Workers and Thieves: Labor Movements and Popular Uprisings in Tunisia and Egypt by Joel Beinin
Author:Joel Beinin [Beinin, Joel]
Language: eng
Format: epub
Publisher: Stanford University Press
Published: 2015-08-19T04:00:00+00:00
4
POPULAR UPRISINGS IN 2011 AND BEYOND
Contestations throughout Egypt during the 2000s created a “culture of protest” and normalized demonstrations in public space.1 The liberal oppositional intelligentsia, like most workers themselves, considered the workers movement “nonpolitical.” Most Western journalists and think-tankers, if they were aware of the upsurge of workers’ collective actions at all, repeatedly asked when (or if) the movement would become “political.”

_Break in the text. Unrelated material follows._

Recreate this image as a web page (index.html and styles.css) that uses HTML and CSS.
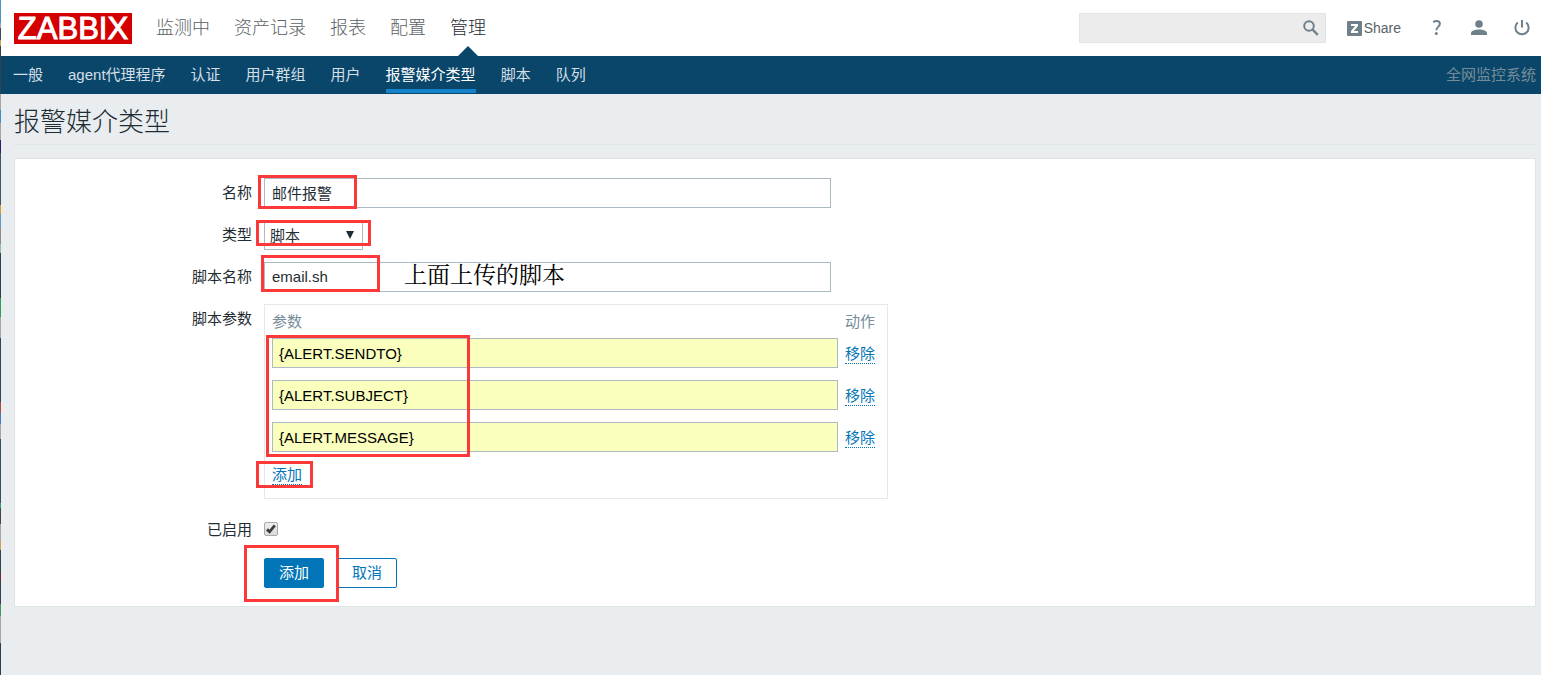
FILE: index.html
```html
<!DOCTYPE html>
<html lang="zh-CN">
<head>
<meta charset="utf-8">
<title>报警媒介类型</title>
<link rel="stylesheet" href="styles.css">
</head>
<body>
<header class="top-bar">
  <a class="logo" href="#">ZABBIX</a>
  <nav class="main-nav">
    <a href="#">监测中</a>
    <a href="#">资产记录</a>
    <a href="#">报表</a>
    <a href="#">配置</a>
    <a class="selected" href="#">管理</a>
  </nav>
  <div class="tools">
    <form class="search">
      <input type="text" aria-label="搜索">
      <button type="button" aria-label="搜索">
        <svg width="16" height="16" viewBox="0 0 16 16" fill="none" stroke="#6f808a"><circle cx="6" cy="6" r="4.8" stroke-width="2"/><path d="M9.5 9.5l5.3 5.3" stroke-width="2.4"/></svg>
      </button>
    </form>
    <a class="share" href="#"><span class="share-mark"><svg width="15" height="15" viewBox="0 0 15 15"><rect width="15" height="15" rx="1" fill="#6f808a"/><path d="M4 3h7v2L6.8 10H11v2H4v-2l4.2-5H4z" fill="#fff"/></svg></span>Share</a>
    <a class="tool help" href="#" aria-label="帮助"><svg width="10" height="16" viewBox="0 0 10 16"><path d="M1.2 2.2C2.2 1.4 3.400 1 4.600 1c2 0 3.300 1 3.300 2.800 0 3-3.600 3.200-3.600 6.400" fill="none" stroke="#6f808a" stroke-width="2"/><circle cx="4.300" cy="13.600" r="1.500" fill="#6f808a"/></svg></a>
    <a class="tool user" href="#" aria-label="用户"><svg width="16" height="16" viewBox="0 0 16 16" fill="#6f808a"><circle cx="8" cy="4" r="3.800"/><path d="M0 15v-2c0-2 4-3.500 8-3.500s8 1.500 8 3.500v2z"/></svg></a>
    <a class="tool power" href="#" aria-label="退出"><svg width="16" height="16" viewBox="0 0 16 16" fill="none" stroke="#6f808a" stroke-width="2"><path d="M8 0v7.500M3.800 2.600a6.600 6.600 0 1 0 8.400 0"/></svg></a>
  </div>
</header>
<div class="sub-bar">
  <nav class="sub-nav">
    <a href="#">一般</a>
    <a href="#">agent代理程序</a>
    <a href="#">认证</a>
    <a href="#">用户群组</a>
    <a href="#">用户</a>
    <a class="selected" href="#">报警媒介类型</a>
    <a href="#">脚本</a>
    <a href="#">队列</a>
  </nav>
  <span class="server-name">全网监控系统</span>
</div>
<main>
  <h1>报警媒介类型</h1>
  <form class="panel">
    <label for="name">名称</label>
    <div class="field"><input class="text" id="name" type="text" value="邮件报警"><span class="mark mark-name"></span></div>

    <label for="type">类型</label>
    <div class="field">
      <select id="type"><option>脚本</option></select>
      <svg class="caret" width="8" height="8" viewBox="0 0 8 8"><path d="M0 0h8L4 8z" fill="#1f2c33"/></svg>
      <span class="mark mark-type"></span>
    </div>

    <label for="script">脚本名称</label>
    <div class="field"><input class="text" id="script" type="text" value="email.sh"><span class="mark mark-script"></span><span class="note">上面上传的脚本</span></div>

    <span class="label">脚本参数</span>
    <div class="field params">
      <table>
        <thead><tr><th>参数</th><th>动作</th></tr></thead>
        <tbody>
          <tr><td><input class="text param" type="text" aria-label="参数 1" value="{ALERT.SENDTO}"></td><td><button class="link" type="button">移除</button></td></tr>
          <tr><td><input class="text param" type="text" aria-label="参数 2" value="{ALERT.SUBJECT}"></td><td><button class="link" type="button">移除</button></td></tr>
          <tr><td><input class="text param" type="text" aria-label="参数 3" value="{ALERT.MESSAGE}"></td><td><button class="link" type="button">移除</button></td></tr>
        </tbody>
      </table>
      <button class="link add" type="button">添加</button>
      <span class="mark mark-params"></span>
      <span class="mark mark-add"></span>
    </div>

    <label class="check-label" for="enabled">已启用</label>
    <div class="field check">
      <input id="enabled" type="checkbox" checked>
      <svg class="tick" width="14" height="14" viewBox="0 0 14 14" fill="none" stroke="#3c3c3c" stroke-width="2.800"><path d="M3 7.400l2.600 2.400L10.800 3.400"/></svg>
    </div>

    <div class="field actions">
      <button class="btn primary" type="button">添加</button>
      <button class="btn" type="button">取消</button>
      <span class="mark mark-submit"></span>
    </div>
  </form>
</main>
</body>
</html>
```
FILE: styles.css
```css
* { box-sizing: border-box; }

html {
  min-height: 100%;
  background:
    linear-gradient(#4a94c8 0 23px, #a5a5a5 23px 28px, #33505f 28px 40px, #c9a052 40px 46px, #33424d 46px 94px, #a5a5a5 94px 110px, #3c8fc0 110px 123px, #a5a5a5 123px 140px, #2a2060 140px 153px, #3f5561 153px 205px, #d99a2b 205px 214px, #5a9cc6 214px 227px, #8a8a8a 227px 244px, #8fbf9f 244px 253px, #2f3f50 253px 298px, #2f9e55 298px 317px, #a5a5a5 317px 338px, #2f4656 338px 402px, #b0483f 402px 413px, #4a78b8 413px 424px, #a5a5a5 424px 439px, #33505f 439px 503px, #2aa07a 503px 508px, #444 508px 524px, #a5a5a5 524px 541px, #c9a052 541px 550px, #33424d 550px 574px, #6d2b2b 574px 582px, #33424d 582px 604px, #3f9a58 604px 616px, #a5a5a5 616px 643px, #2c3c4c 643px)
    0 0 / 1px 100% no-repeat,
    #e9edf0;
}

body {
  margin: 0;
  padding-left: 1px;
  font: 15px/20px "Liberation Sans", "Noto Sans CJK SC", sans-serif;
  color: #1f2c33;
}

a { text-decoration: none; color: inherit; }
input, select, button { font: inherit; color: inherit; margin: 0; }
svg { display: block; }

.top-bar {
  display: flex;
  align-items: center;
  height: 56px;
  padding: 0 11px 0 13px;
  background: #fff;
}

.logo {
  width: 118px;
  height: 31px;
  background: #d40000;
  color: #fff;
  font-size: 31px;
  line-height: 32px;
  text-align: center;
  -webkit-text-stroke: 1px #fff;
}

.main-nav {
  display: flex;
  gap: 24px;
  margin-left: 24px;
  font-size: 18px;
  font-weight: 300;
  line-height: 56px;
  color: #5a6266;
}

.main-nav .selected { position: relative; color: #1f2c33; }

.main-nav .selected::after {
  content: "";
  position: absolute;
  left: 50%;
  bottom: 0;
  margin-left: -10px;
  border: solid transparent;
  border-width: 0 10px 10px;
  border-bottom-color: #0a466a;
}

.tools {
  display: flex;
  align-items: center;
  margin-left: auto;
}

.search {
  display: flex;
  align-items: center;
  width: 247px;
  height: 30px;
  margin-right: 21px;
  padding-right: 6px;
  background: #ececec;
  border: 1px solid #e2e5e7;
}

.search input {
  flex: 1;
  min-width: 0;
  border: 0;
  background: none;
}

.search button { padding: 0; border: 0; background: none; }

.share {
  display: flex;
  align-items: center;
  gap: 2px;
  margin-right: 31px;
  font-size: 14px;
  color: #5a6266;
}

.help { margin-right: 29px; }
.user { margin-right: 27px; }

.sub-bar {
  display: flex;
  justify-content: space-between;
  height: 38px;
  padding: 0 5px 0 12px;
  background: #0a466a;
  line-height: 37px;
  color: #d4dfe6;
}

.sub-nav { display: flex; gap: 25px; }

.sub-nav a { height: 37px; }

.sub-nav .selected {
  color: #fff;
  border-bottom: 4px solid #1583cb;
}

.server-name { color: #768d99; }

main { padding: 0 5px 0 13px; }

h1 {
  margin: 0 0 13px;
  padding: 8px 0 2px;
  border-bottom: 1px solid #dfe4e7;
  font-size: 26px;
  font-weight: 300;
  line-height: 40px;
}

.panel {
  display: grid;
  grid-template-columns: 237px 1fr;
  gap: 12px;
  padding: 19px 0 18px;
  border: 1px solid #dfe4e7;
  background: #fff;
}

.panel label, .label {
  line-height: 30px;
  text-align: right;
}

.field { position: relative; justify-self: start; }

.text {
  display: block;
  width: 567px;
  height: 30px;
  padding: 0 7px 2px;
  border: 1px solid #acbbc2;
  background: #fff;
}

.param {
  width: 566px;
  padding: 0 6px;
  background: #faffbd;
  color: #000;
}

select {
  display: block;
  width: 99px;
  height: 30px;
  padding: 2px 5px 0;
  border: 1px solid #acbbc2;
  border-radius: 0;
  background: #fff;
  appearance: none;
}

.caret {
  position: absolute;
  right: 9px;
  top: 11px;
  pointer-events: none;
}

.note {
  position: absolute;
  left: 140px;
  top: 0;
  font: 23px/28px "Liberation Serif", "Noto Serif CJK SC", "Noto Sans CJK SC", serif;
  color: #000;
  white-space: nowrap;
}

.params {
  padding: 0 12px 12px 7px;
  border: 1px solid #e5e9ec;
}

table { border-collapse: collapse; }

th {
  height: 33px;
  padding: 0;
  font-weight: 400;
  text-align: left;
  color: #768d99;
}

td { padding: 0 0 12px; vertical-align: top; }
td:first-child { padding-right: 7px; }

.link {
  display: block;
  margin-top: 6px;
  padding: 0;
  border: 0;
  border-bottom: 1px dotted #0275b8;
  background: none;
  line-height: 19px;
  color: #0275b8;
}

.add { margin: 1px 0; }

.panel .check-label { padding-top: 4px; }

.check { padding-top: 11px; }

.check input {
  display: block;
  width: 14px;
  height: 14px;
  border: 1px solid #a9a9a9;
  border-radius: 2px;
  background: linear-gradient(#eee, #dcdcdc);
  appearance: none;
}

.tick {
  position: absolute;
  left: 0;
  top: 11px;
  visibility: hidden;
  pointer-events: none;
}

input:checked + .tick { visibility: visible; }

.actions {
  grid-column: 2;
  display: flex;
  gap: 13px;
  margin-top: 1px;
}

.btn {
  width: 60px;
  height: 30px;
  padding: 0;
  border: 1px solid #0275b8;
  border-radius: 2px;
  background: #fff;
  color: #0275b8;
}

.primary { background: #0275b8; color: #fff; }

.mark {
  position: absolute;
  border: 3px solid #fc3838;
  pointer-events: none;
}

.mark-name { left: -6px; top: -3px; width: 99px; height: 34px; }
.mark-type { left: -8px; top: 0; width: 115px; height: 26px; }
.mark-script { left: -3px; top: -7px; width: 119px; height: 37px; }
.mark-params { left: 1px; top: 30px; width: 204px; height: 122px; }
.mark-add { left: -9px; top: 156px; width: 57px; height: 27px; }
.mark-submit { left: -20px; top: -13px; width: 95px; height: 57px; }
```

The harsher climate of repression blocked the emergence of a culture of protest in Tunisia. The regime methodically obstructed advocacy NGOs like the Tunisian Human Rights League (LTDH). Although no similar contestation reached the intensity of the 2008 Gafsa rebellion, unemployed graduates and youth of the interior regions repeatedly protested their marginalization, poverty, and high unemployment rates: in May 2008 in Kasserine and during 2010 at the port of Skhira, Sidi Bouzid, and Menzel Bouzaiane.2 The legal media rarely reported such contestations, and the liberal coastal intelligentsia was not engaged in them. They did not imagine that such social struggles might acquire more political impact than Tunis-centered NGO work or legal political opposition.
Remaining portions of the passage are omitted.